** begin **

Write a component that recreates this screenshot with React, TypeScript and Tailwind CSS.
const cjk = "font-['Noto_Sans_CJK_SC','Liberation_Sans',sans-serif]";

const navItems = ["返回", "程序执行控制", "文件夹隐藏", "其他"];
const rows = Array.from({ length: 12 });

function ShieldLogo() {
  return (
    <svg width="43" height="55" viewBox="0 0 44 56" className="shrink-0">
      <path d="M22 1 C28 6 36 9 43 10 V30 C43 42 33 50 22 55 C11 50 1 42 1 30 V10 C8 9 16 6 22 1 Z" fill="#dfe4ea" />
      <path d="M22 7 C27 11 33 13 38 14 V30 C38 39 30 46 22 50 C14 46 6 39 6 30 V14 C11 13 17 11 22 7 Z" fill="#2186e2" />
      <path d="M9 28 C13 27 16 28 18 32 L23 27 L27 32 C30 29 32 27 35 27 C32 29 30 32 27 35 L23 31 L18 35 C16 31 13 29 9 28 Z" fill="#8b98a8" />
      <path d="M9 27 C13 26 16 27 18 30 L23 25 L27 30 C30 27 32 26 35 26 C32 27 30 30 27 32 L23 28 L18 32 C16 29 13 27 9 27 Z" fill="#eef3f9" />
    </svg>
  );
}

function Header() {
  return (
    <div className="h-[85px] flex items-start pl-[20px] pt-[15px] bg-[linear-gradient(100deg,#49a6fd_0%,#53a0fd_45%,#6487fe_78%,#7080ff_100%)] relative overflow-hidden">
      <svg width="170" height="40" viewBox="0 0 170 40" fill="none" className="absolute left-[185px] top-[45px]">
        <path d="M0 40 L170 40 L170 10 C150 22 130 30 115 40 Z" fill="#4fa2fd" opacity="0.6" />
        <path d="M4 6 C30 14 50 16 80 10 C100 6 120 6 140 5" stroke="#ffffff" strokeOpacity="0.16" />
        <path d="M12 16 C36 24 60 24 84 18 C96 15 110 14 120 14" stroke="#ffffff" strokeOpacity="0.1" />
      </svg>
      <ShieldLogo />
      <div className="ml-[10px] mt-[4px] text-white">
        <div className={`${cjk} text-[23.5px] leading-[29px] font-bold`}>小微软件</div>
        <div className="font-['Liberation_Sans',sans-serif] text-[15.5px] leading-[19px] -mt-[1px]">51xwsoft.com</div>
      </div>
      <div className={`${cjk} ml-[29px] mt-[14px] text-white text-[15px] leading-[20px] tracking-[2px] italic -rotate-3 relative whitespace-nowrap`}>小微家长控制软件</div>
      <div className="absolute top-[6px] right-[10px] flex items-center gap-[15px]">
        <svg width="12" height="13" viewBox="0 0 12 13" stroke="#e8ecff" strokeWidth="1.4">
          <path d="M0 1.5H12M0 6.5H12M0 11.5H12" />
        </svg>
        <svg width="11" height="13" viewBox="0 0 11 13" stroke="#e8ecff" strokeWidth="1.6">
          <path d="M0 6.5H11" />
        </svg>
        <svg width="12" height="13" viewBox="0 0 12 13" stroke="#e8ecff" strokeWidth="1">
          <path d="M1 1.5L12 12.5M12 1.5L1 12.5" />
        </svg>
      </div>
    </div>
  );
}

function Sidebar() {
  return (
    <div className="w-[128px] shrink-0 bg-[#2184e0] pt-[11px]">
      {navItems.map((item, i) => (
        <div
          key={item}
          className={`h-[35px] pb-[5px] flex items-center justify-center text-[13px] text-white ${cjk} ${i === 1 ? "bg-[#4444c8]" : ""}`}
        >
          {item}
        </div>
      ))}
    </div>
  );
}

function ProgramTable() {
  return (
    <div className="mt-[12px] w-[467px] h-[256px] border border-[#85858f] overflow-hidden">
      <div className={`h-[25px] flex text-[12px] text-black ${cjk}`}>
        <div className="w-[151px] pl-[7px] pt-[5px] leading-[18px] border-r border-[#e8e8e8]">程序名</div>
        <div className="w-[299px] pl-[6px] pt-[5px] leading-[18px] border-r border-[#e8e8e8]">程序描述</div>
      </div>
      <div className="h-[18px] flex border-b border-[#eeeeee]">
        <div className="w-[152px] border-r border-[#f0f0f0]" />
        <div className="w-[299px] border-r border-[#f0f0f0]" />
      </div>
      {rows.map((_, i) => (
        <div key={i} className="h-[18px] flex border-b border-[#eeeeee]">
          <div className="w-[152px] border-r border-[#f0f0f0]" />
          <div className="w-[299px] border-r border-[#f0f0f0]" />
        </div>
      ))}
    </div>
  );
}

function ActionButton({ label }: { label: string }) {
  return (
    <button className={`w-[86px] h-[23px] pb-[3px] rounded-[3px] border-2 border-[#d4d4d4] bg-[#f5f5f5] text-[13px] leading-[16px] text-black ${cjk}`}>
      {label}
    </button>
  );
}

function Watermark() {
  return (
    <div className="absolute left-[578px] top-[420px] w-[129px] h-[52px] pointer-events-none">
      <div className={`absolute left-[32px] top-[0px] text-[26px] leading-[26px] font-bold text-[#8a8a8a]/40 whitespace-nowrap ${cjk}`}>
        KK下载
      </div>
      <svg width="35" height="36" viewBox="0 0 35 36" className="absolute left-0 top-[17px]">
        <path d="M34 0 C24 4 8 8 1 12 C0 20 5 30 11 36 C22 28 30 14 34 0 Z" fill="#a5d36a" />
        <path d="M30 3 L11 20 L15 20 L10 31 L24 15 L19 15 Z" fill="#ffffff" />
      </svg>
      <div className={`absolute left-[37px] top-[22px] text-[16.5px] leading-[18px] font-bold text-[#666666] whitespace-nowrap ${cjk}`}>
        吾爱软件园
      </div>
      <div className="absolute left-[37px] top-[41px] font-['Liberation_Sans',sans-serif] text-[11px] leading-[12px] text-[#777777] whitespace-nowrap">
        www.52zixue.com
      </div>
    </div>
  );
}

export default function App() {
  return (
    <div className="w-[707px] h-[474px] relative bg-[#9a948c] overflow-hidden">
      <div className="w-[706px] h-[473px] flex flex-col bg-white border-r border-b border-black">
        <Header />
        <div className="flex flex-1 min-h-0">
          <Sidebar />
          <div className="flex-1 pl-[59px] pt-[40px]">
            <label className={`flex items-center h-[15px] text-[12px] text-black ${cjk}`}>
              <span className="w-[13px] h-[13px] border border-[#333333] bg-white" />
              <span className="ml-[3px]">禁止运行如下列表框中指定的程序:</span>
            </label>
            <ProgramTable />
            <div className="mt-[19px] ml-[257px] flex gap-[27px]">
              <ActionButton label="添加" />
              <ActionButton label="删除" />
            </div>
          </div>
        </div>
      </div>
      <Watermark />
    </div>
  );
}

** end **

[SET PROBLEM] Output the data above exactly, please, line for line.

[EXERCISE OUTPUT]
Write a component that recreates this screenshot with React, TypeScript and Tailwind CSS.
const cjk = "font-['Noto_Sans_CJK_SC','Liberation_Sans',sans-serif]";

const navItems = ["返回", "程序执行控制", "文件夹隐藏", "其他"];
const rows = Array.from({ length: 12 });

function ShieldLogo() {
  return (
    <svg width="43" height="55" viewBox="0 0 44 56" className="shrink-0">
      <path d="M22 1 C28 6 36 9 43 10 V30 C43 42 33 50 22 55 C11 50 1 42 1 30 V10 C8 9 16 6 22 1 Z" fill="#dfe4ea" />
      <path d="M22 7 C27 11 33 13 38 14 V30 C38 39 30 46 22 50 C14 46 6 39 6 30 V14 C11 13 17 11 22 7 Z" fill="#2186e2" />
      <path d="M9 28 C13 27 16 28 18 32 L23 27 L27 32 C30 29 32 27 35 27 C32 29 30 32 27 35 L23 31 L18 35 C16 31 13 29 9 28 Z" fill="#8b98a8" />
      <path d="M9 27 C13 26 16 27 18 30 L23 25 L27 30 C30 27 32 26 35 26 C32 27 30 30 27 32 L23 28 L18 32 C16 29 13 27 9 27 Z" fill="#eef3f9" />
    </svg>
  );
}

function Header() {
  return (
    <div className="h-[85px] flex items-start pl-[20px] pt-[15px] bg-[linear-gradient(100deg,#49a6fd_0%,#53a0fd_45%,#6487fe_78%,#7080ff_100%)] relative overflow-hidden">
      <svg width="170" height="40" viewBox="0 0 170 40" fill="none" className="absolute left-[185px] top-[45px]">
        <path d="M0 40 L170 40 L170 10 C150 22 130 30 115 40 Z" fill="#4fa2fd" opacity="0.6" />
        <path d="M4 6 C30 14 50 16 80 10 C100 6 120 6 140 5" stroke="#ffffff" strokeOpacity="0.16" />
        <path d="M12 16 C36 24 60 24 84 18 C96 15 110 14 120 14" stroke="#ffffff" strokeOpacity="0.1" />
      </svg>
      <ShieldLogo />
      <div className="ml-[10px] mt-[4px] text-white">
        <div className={`${cjk} text-[23.5px] leading-[29px] font-bold`}>小微软件</div>
        <div className="font-['Liberation_Sans',sans-serif] text-[15.5px] leading-[19px] -mt-[1px]">51xwsoft.com</div>
      </div>
      <div className={`${cjk} ml-[29px] mt-[14px] text-white text-[15px] leading-[20px] tracking-[2px] italic -rotate-3 relative whitespace-nowrap`}>小微家长控制软件</div>
      <div className="absolute top-[6px] right-[10px] flex items-center gap-[15px]">
        <svg width="12" height="13" viewBox="0 0 12 13" stroke="#e8ecff" strokeWidth="1.4">
          <path d="M0 1.5H12M0 6.5H12M0 11.5H12" />
        </svg>
        <svg width="11" height="13" viewBox="0 0 11 13" stroke="#e8ecff" strokeWidth="1.6">
          <path d="M0 6.5H11" />
        </svg>
        <svg width="12" height="13" viewBox="0 0 12 13" stroke="#e8ecff" strokeWidth="1">
          <path d="M1 1.5L12 12.5M12 1.5L1 12.5" />
        </svg>
      </div>
    </div>
  );
}

function Sidebar() {
  return (
    <div className="w-[128px] shrink-0 bg-[#2184e0] pt-[11px]">
      {navItems.map((item, i) => (
        <div
          key={item}
          className={`h-[35px] pb-[5px] flex items-center justify-center text-[13px] text-white ${cjk} ${i === 1 ? "bg-[#4444c8]" : ""}`}
        >
          {item}
        </div>
      ))}
    </div>
  );
}

function ProgramTable() {
  return (
    <div className="mt-[12px] w-[467px] h-[256px] border border-[#85858f] overflow-hidden">
      <div className={`h-[25px] flex text-[12px] text-black ${cjk}`}>
        <div className="w-[151px] pl-[7px] pt-[5px] leading-[18px] border-r border-[#e8e8e8]">程序名</div>
        <div className="w-[299px] pl-[6px] pt-[5px] leading-[18px] border-r border-[#e8e8e8]">程序描述</div>
      </div>
      <div className="h-[18px] flex border-b border-[#eeeeee]">
        <div className="w-[152px] border-r border-[#f0f0f0]" />
        <div className="w-[299px] border-r border-[#f0f0f0]" />
      </div>
      {rows.map((_, i) => (
        <div key={i} className="h-[18px] flex border-b border-[#eeeeee]">
          <div className="w-[152px] border-r border-[#f0f0f0]" />
          <div className="w-[299px] border-r border-[#f0f0f0]" />
        </div>
      ))}
    </div>
  );
}

function ActionButton({ label }: { label: string }) {
  return (
    <button className={`w-[86px] h-[23px] pb-[3px] rounded-[3px] border-2 border-[#d4d4d4] bg-[#f5f5f5] text-[13px] leading-[16px] text-black ${cjk}`}>
      {label}
    </button>
  );
}

function Watermark() {
  return (
    <div className="absolute left-[578px] top-[420px] w-[129px] h-[52px] pointer-events-none">
      <div className={`absolute left-[32px] top-[0px] text-[26px] leading-[26px] font-bold text-[#8a8a8a]/40 whitespace-nowrap ${cjk}`}>
        KK下载
      </div>
      <svg width="35" height="36" viewBox="0 0 35 36" className="absolute left-0 top-[17px]">
        <path d="M34 0 C24 4 8 8 1 12 C0 20 5 30 11 36 C22 28 30 14 34 0 Z" fill="#a5d36a" />
        <path d="M30 3 L11 20 L15 20 L10 31 L24 15 L19 15 Z" fill="#ffffff" />
      </svg>
      <div className={`absolute left-[37px] top-[22px] text-[16.5px] leading-[18px] font-bold text-[#666666] whitespace-nowrap ${cjk}`}>
        吾爱软件园
      </div>
      <div className="absolute left-[37px] top-[41px] font-['Liberation_Sans',sans-serif] text-[11px] leading-[12px] text-[#777777] whitespace-nowrap">
        www.52zixue.com
      </div>
    </div>
  );
}

export default function App() {
  return (
    <div className="w-[707px] h-[474px] relative bg-[#9a948c] overflow-hidden">
      <div className="w-[706px] h-[473px] flex flex-col bg-white border-r border-b border-black">
        <Header />
        <div className="flex flex-1 min-h-0">
          <Sidebar />
          <div className="flex-1 pl-[59px] pt-[40px]">
            <label className={`flex items-center h-[15px] text-[12px] text-black ${cjk}`}>
              <span className="w-[13px] h-[13px] border border-[#333333] bg-white" />
              <span className="ml-[3px]">禁止运行如下列表框中指定的程序:</span>
            </label>
            <ProgramTable />
            <div className="mt-[19px] ml-[257px] flex gap-[27px]">
              <ActionButton label="添加" />
              <ActionButton label="删除" />
            </div>
          </div>
        </div>
      </div>
      <Watermark />
    </div>
  );
}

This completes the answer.